:: Job ::
The data below should be restated word for word, with every picture omitted.

:: Source excerpt ::

= = = = =

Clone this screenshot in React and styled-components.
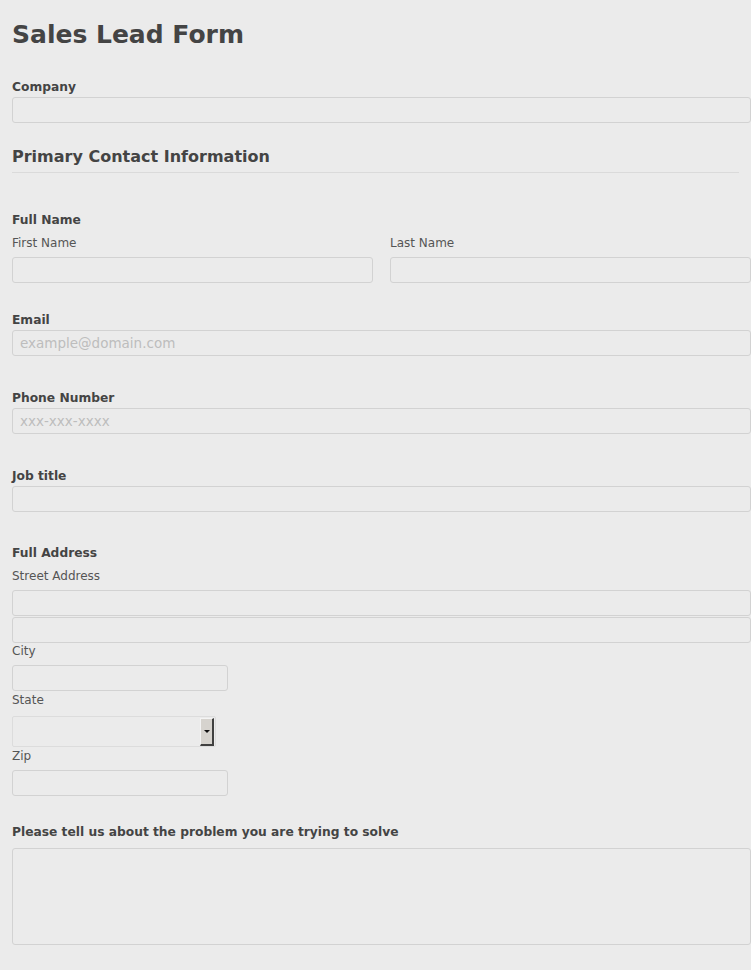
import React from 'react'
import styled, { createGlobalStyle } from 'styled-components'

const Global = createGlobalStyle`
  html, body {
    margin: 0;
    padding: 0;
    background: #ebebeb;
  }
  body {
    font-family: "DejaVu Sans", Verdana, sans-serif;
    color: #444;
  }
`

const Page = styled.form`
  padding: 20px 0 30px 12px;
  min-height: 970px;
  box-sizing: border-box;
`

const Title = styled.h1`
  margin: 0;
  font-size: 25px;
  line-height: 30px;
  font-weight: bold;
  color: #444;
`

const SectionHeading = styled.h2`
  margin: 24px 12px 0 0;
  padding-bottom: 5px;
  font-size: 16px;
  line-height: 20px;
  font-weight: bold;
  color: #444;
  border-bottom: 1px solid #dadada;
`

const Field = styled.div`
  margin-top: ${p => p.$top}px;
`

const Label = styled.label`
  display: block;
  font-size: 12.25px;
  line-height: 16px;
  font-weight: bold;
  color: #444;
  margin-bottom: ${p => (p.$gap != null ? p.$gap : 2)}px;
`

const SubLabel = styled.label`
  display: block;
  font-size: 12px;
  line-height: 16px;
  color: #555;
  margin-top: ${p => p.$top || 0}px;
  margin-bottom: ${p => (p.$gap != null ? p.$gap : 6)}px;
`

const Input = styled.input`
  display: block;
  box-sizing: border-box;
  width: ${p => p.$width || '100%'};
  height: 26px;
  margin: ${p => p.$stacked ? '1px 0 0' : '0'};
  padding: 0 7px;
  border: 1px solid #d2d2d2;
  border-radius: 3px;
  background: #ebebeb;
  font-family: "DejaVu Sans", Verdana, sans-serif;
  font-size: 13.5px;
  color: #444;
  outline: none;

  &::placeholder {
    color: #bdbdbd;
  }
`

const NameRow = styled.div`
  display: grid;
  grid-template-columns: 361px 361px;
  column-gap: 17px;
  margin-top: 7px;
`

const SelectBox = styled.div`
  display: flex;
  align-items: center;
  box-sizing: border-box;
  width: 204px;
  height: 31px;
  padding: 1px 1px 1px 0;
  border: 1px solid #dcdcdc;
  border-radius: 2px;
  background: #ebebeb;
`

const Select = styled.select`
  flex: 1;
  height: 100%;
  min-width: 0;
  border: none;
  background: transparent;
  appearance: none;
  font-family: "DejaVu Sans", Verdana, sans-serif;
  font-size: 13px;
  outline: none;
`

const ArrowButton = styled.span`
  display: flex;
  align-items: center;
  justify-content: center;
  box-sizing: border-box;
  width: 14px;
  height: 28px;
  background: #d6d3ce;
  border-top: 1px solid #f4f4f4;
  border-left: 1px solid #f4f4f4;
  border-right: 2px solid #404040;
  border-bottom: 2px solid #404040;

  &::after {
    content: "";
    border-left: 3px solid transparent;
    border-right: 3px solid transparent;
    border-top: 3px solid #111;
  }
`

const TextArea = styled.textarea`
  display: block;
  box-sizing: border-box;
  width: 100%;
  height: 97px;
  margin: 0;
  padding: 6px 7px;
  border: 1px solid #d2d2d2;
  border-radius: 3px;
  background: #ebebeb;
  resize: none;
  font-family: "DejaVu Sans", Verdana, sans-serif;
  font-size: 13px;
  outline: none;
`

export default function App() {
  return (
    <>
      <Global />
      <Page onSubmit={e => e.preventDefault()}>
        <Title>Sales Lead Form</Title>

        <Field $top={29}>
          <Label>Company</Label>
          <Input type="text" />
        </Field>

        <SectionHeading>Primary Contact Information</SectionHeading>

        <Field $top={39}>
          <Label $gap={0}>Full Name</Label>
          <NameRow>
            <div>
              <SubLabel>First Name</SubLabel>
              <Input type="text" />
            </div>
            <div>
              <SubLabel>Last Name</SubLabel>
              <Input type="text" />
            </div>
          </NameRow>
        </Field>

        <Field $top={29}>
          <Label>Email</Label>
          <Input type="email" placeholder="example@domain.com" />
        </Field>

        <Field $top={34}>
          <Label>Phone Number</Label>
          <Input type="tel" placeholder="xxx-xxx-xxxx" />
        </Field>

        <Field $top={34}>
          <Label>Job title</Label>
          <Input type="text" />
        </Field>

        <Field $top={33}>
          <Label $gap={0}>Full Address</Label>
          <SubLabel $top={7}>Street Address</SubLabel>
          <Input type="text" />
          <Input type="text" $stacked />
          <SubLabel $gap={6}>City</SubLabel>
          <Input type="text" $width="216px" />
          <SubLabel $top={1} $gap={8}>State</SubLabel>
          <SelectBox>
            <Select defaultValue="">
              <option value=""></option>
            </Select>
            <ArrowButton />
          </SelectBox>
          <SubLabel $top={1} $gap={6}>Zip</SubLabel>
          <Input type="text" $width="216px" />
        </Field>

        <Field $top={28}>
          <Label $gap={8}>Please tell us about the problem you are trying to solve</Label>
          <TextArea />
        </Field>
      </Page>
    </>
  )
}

= = = = =

:: Response ::
Clone this screenshot in React and styled-components.
import React from 'react'
import styled, { createGlobalStyle } from 'styled-components'

const Global = createGlobalStyle`
  html, body {
    margin: 0;
    padding: 0;
    background: #ebebeb;
  }
  body {
    font-family: "DejaVu Sans", Verdana, sans-serif;
    color: #444;
  }
`

const Page = styled.form`
  padding: 20px 0 30px 12px;
  min-height: 970px;
  box-sizing: border-box;
`

const Title = styled.h1`
  margin: 0;
  font-size: 25px;
  line-height: 30px;
  font-weight: bold;
  color: #444;
`

const SectionHeading = styled.h2`
  margin: 24px 12px 0 0;
  padding-bottom: 5px;
  font-size: 16px;
  line-height: 20px;
  font-weight: bold;
  color: #444;
  border-bottom: 1px solid #dadada;
`

const Field = styled.div`
  margin-top: ${p => p.$top}px;
`

const Label = styled.label`
  display: block;
  font-size: 12.25px;
  line-height: 16px;
  font-weight: bold;
  color: #444;
  margin-bottom: ${p => (p.$gap != null ? p.$gap : 2)}px;
`

const SubLabel = styled.label`
  display: block;
  font-size: 12px;
  line-height: 16px;
  color: #555;
  margin-top: ${p => p.$top || 0}px;
  margin-bottom: ${p => (p.$gap != null ? p.$gap : 6)}px;
`

const Input = styled.input`
  display: block;
  box-sizing: border-box;
  width: ${p => p.$width || '100%'};
  height: 26px;
  margin: ${p => p.$stacked ? '1px 0 0' : '0'};
  padding: 0 7px;
  border: 1px solid #d2d2d2;
  border-radius: 3px;
  background: #ebebeb;
  font-family: "DejaVu Sans", Verdana, sans-serif;
  font-size: 13.5px;
  color: #444;
  outline: none;

  &::placeholder {
    color: #bdbdbd;
  }
`

const NameRow = styled.div`
  display: grid;
  grid-template-columns: 361px 361px;
  column-gap: 17px;
  margin-top: 7px;
`

const SelectBox = styled.div`
  display: flex;
  align-items: center;
  box-sizing: border-box;
  width: 204px;
  height: 31px;
  padding: 1px 1px 1px 0;
  border: 1px solid #dcdcdc;
  border-radius: 2px;
  background: #ebebeb;
`

const Select = styled.select`
  flex: 1;
  height: 100%;
  min-width: 0;
  border: none;
  background: transparent;
  appearance: none;
  font-family: "DejaVu Sans", Verdana, sans-serif;
  font-size: 13px;
  outline: none;
`

const ArrowButton = styled.span`
  display: flex;
  align-items: center;
  justify-content: center;
  box-sizing: border-box;
  width: 14px;
  height: 28px;
  background: #d6d3ce;
  border-top: 1px solid #f4f4f4;
  border-left: 1px solid #f4f4f4;
  border-right: 2px solid #404040;
  border-bottom: 2px solid #404040;

  &::after {
    content: "";
    border-left: 3px solid transparent;
    border-right: 3px solid transparent;
    border-top: 3px solid #111;
  }
`

const TextArea = styled.textarea`
  display: block;
  box-sizing: border-box;
  width: 100%;
  height: 97px;
  margin: 0;
  padding: 6px 7px;
  border: 1px solid #d2d2d2;
  border-radius: 3px;
  background: #ebebeb;
  resize: none;
  font-family: "DejaVu Sans", Verdana, sans-serif;
  font-size: 13px;
  outline: none;
`

export default function App() {
  return (
    <>
      <Global />
      <Page onSubmit={e => e.preventDefault()}>
        <Title>Sales Lead Form</Title>

        <Field $top={29}>
          <Label>Company</Label>
          <Input type="text" />
        </Field>

        <SectionHeading>Primary Contact Information</SectionHeading>

        <Field $top={39}>
          <Label $gap={0}>Full Name</Label>
          <NameRow>
            <div>
              <SubLabel>First Name</SubLabel>
              <Input type="text" />
            </div>
            <div>
              <SubLabel>Last Name</SubLabel>
              <Input type="text" />
            </div>
          </NameRow>
        </Field>

        <Field $top={29}>
          <Label>Email</Label>
          <Input type="email" placeholder="example@domain.com" />
        </Field>

        <Field $top={34}>
          <Label>Phone Number</Label>
          <Input type="tel" placeholder="xxx-xxx-xxxx" />
        </Field>

        <Field $top={34}>
          <Label>Job title</Label>
          <Input type="text" />
        </Field>

        <Field $top={33}>
          <Label $gap={0}>Full Address</Label>
          <SubLabel $top={7}>Street Address</SubLabel>
          <Input type="text" />
          <Input type="text" $stacked />
          <SubLabel $gap={6}>City</SubLabel>
          <Input type="text" $width="216px" />
          <SubLabel $top={1} $gap={8}>State</SubLabel>
          <SelectBox>
            <Select defaultValue="">
              <option value=""></option>
            </Select>
            <ArrowButton />
          </SelectBox>
          <SubLabel $top={1} $gap={6}>Zip</SubLabel>
          <Input type="text" $width="216px" />
        </Field>

        <Field $top={28}>
          <Label $gap={8}>Please tell us about the problem you are trying to solve</Label>
          <TextArea />
        </Field>
      </Page>
    </>
  )
}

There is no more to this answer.